▶ _Given information_:
╔══

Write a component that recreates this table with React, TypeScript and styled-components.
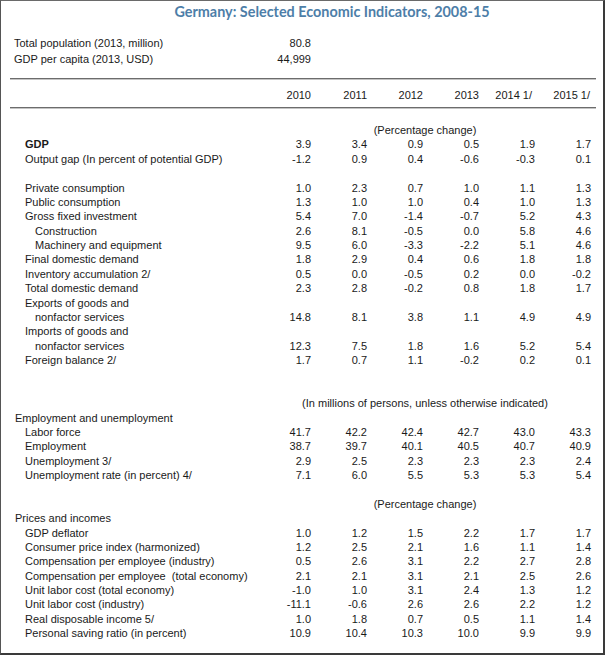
import React from "react";
import styled, { createGlobalStyle } from "styled-components";

const GlobalStyle = createGlobalStyle`
  html, body { margin: 0; padding: 0; background: #ffffff; }
  body { font-family: "Liberation Sans", Arial, sans-serif; }
`;

const COLS = "254px repeat(6, 56px)";
const ROW_H = 14.38;

const Frame = styled.div`
  box-sizing: border-box;
  width: 605px;
  height: 655px;
  border-top: 1px solid #6a6a6a;
  border-left: 1px solid #555555;
  border-right: 2px solid #3a3a3a;
  border-bottom: 2px solid #3a3a3a;
  background: #ffffff;
  color: #1a1a1a;
  font-size: 11px;
  display: flex;
  flex-direction: column;
`;

const Title = styled.h1`
  margin: 0;
  padding: 1px 0 0 60px;
  text-align: center;
  font-family: Lato, "Open Sans", sans-serif;
  font-weight: 700;
  font-size: 14.4px;
  line-height: 20px;
  color: #4d7ea8;
`;

const InfoBlock = styled.div`
  margin-top: 13px;
  display: flex;
  flex-direction: column;
`;

const InfoRow = styled.div`
  display: grid;
  grid-template-columns: ${COLS};
  height: 16px;
  line-height: 16px;
`;

const Rule = styled.div<{ $top: number }>`
  margin: ${(p) => p.$top}px 7px 0 9px;
  height: 1px;
  background: #6c6c6c;
  box-shadow: 0 1px 0 #c4c4c4;
`;

const HeaderRow = styled.div`
  margin-top: 9px;
  display: grid;
  grid-template-columns: ${COLS};
  height: 14px;
  line-height: 14px;
`;

const Body = styled.div`
  margin-top: 15px;
  display: flex;
  flex-direction: column;
`;

const Row = styled.div`
  display: grid;
  grid-template-columns: ${COLS};
  height: ${ROW_H}px;
  line-height: ${ROW_H}px;
  white-space: pre;
`;

const Label = styled.div<{ $indent: number; $bold?: boolean }>`
  padding-left: ${(p) => p.$indent}px;
  font-weight: ${(p) => (p.$bold ? 700 : 400)};
`;

const Cell = styled.div<{ $shift?: number }>`
  text-align: right;
  padding-right: ${(p) => p.$shift ?? 0}px;
`;

const Note = styled.div`
  grid-column: 2 / -1;
  text-align: center;
  padding-left: 4px;
`;

type Line =
  | { kind: "blank" }
  | { kind: "note"; text: string }
  | { kind: "section"; text: string }
  | { kind: "data"; label: string; level: 1 | 2; bold?: boolean; values?: string[] };

const lines: Line[] = [
  { kind: "note", text: "(Percentage change)" },
  { kind: "data", label: "GDP", level: 1, bold: true, values: ["3.9", "3.4", "0.9", "0.5", "1.9", "1.7"] },
  { kind: "data", label: "Output gap (In percent of potential GDP)", level: 1, values: ["-1.2", "0.9", "0.4", "-0.6", "-0.3", "0.1"] },
  { kind: "blank" },
  { kind: "data", label: "Private consumption", level: 1, values: ["1.0", "2.3", "0.7", "1.0", "1.1", "1.3"] },
  { kind: "data", label: "Public consumption", level: 1, values: ["1.3", "1.0", "1.0", "0.4", "1.0", "1.3"] },
  { kind: "data", label: "Gross fixed investment", level: 1, values: ["5.4", "7.0", "-1.4", "-0.7", "5.2", "4.3"] },
  { kind: "data", label: "Construction", level: 2, values: ["2.6", "8.1", "-0.5", "0.0", "5.8", "4.6"] },
  { kind: "data", label: "Machinery and equipment", level: 2, values: ["9.5", "6.0", "-3.3", "-2.2", "5.1", "4.6"] },
  { kind: "data", label: "Final domestic demand", level: 1, values: ["1.8", "2.9", "0.4", "0.6", "1.8", "1.8"] },
  { kind: "data", label: "Inventory accumulation 2/", level: 1, values: ["0.5", "0.0", "-0.5", "0.2", "0.0", "-0.2"] },
  { kind: "data", label: "Total domestic demand", level: 1, values: ["2.3", "2.8", "-0.2", "0.8", "1.8", "1.7"] },
  { kind: "data", label: "Exports of goods and", level: 1 },
  { kind: "data", label: "nonfactor services", level: 2, values: ["14.8", "8.1", "3.8", "1.1", "4.9", "4.9"] },
  { kind: "data", label: "Imports of goods and", level: 1 },
  { kind: "data", label: "nonfactor services", level: 2, values: ["12.3", "7.5", "1.8", "1.6", "5.2", "5.4"] },
  { kind: "data", label: "Foreign balance 2/", level: 1, values: ["1.7", "0.7", "1.1", "-0.2", "0.2", "0.1"] },
  { kind: "blank" },
  { kind: "blank" },
  { kind: "note", text: "(In millions of persons, unless otherwise indicated)" },
  { kind: "section", text: "Employment and unemployment" },
  { kind: "data", label: "Labor force", level: 1, values: ["41.7", "42.2", "42.4", "42.7", "43.0", "43.3"] },
  { kind: "data", label: "Employment", level: 1, values: ["38.7", "39.7", "40.1", "40.5", "40.7", "40.9"] },
  { kind: "data", label: "Unemployment 3/", level: 1, values: ["2.9", "2.5", "2.3", "2.3", "2.3", "2.4"] },
  { kind: "data", label: "Unemployment rate (in percent) 4/", level: 1, values: ["7.1", "6.0", "5.5", "5.3", "5.3", "5.4"] },
  { kind: "blank" },
  { kind: "note", text: "(Percentage change)" },
  { kind: "section", text: "Prices and incomes" },
  { kind: "data", label: "GDP deflator", level: 1, values: ["1.0", "1.2", "1.5", "2.2", "1.7", "1.7"] },
  { kind: "data", label: "Consumer price index (harmonized)", level: 1, values: ["1.2", "2.5", "2.1", "1.6", "1.1", "1.4"] },
  { kind: "data", label: "Compensation per employee (industry)", level: 1, values: ["0.5", "2.6", "3.1", "2.2", "2.7", "2.8"] },
  { kind: "data", label: "Compensation per employee  (total economy)", level: 1, values: ["2.1", "2.1", "3.1", "2.1", "2.5", "2.6"] },
  { kind: "data", label: "Unit labor cost (total economy)", level: 1, values: ["-1.0", "1.0", "3.1", "2.4", "1.3", "1.2"] },
  { kind: "data", label: "Unit labor cost (industry)", level: 1, values: ["-11.1", "-0.6", "2.6", "2.6", "2.2", "1.2"] },
  { kind: "data", label: "Real disposable income 5/", level: 1, values: ["1.0", "1.8", "0.7", "0.5", "1.1", "1.4"] },
  { kind: "data", label: "Personal saving ratio (in percent)", level: 1, values: ["10.9", "10.4", "10.3", "10.0", "9.9", "9.9"] },
];

const years = ["2010", "2011", "2012", "2013", "2014 1/", "2015 1/"];
const yearShift = [0, 0, 0, 0, 3, 1];

function renderLine(line: Line, i: number) {
  switch (line.kind) {
    case "blank":
      return <Row key={i} />;
    case "note":
      return (
        <Row key={i}>
          <Note>{line.text}</Note>
        </Row>
      );
    case "section":
      return (
        <Row key={i}>
          <Label $indent={14}>{line.text}</Label>
        </Row>
      );
    case "data":
      return (
        <Row key={i}>
          <Label $indent={line.level === 1 ? 24 : 34} $bold={line.bold}>
            {line.label}
          </Label>
          {(line.values ?? []).map((v, j) => (
            <Cell key={j}>{v}</Cell>
          ))}
        </Row>
      );
  }
}

export default function App() {
  return (
    <>
      <GlobalStyle />
      <Frame>
        <Title>Germany: Selected Economic Indicators, 2008-15</Title>
        <InfoBlock>
          <InfoRow>
            <Label $indent={13}>Total population (2013, million)</Label>
            <Cell>80.8</Cell>
          </InfoRow>
          <InfoRow>
            <Label $indent={13}>GDP per capita (2013, USD)</Label>
            <Cell>44,999</Cell>
          </InfoRow>
        </InfoBlock>
        <Rule $top={11} />
        <HeaderRow>
          <div />
          {years.map((y, j) => (
            <Cell key={y} $shift={yearShift[j]}>
              {y}
            </Cell>
          ))}
        </HeaderRow>
        <Rule $top={5} />
        <Body>{lines.map(renderLine)}</Body>
      </Frame>
    </>
  );
}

╚══

Take every line above carrying "React" and return it.

▶ _The completed task_:
Write a component that recreates this table with React, TypeScript and styled-components.
import React from "react";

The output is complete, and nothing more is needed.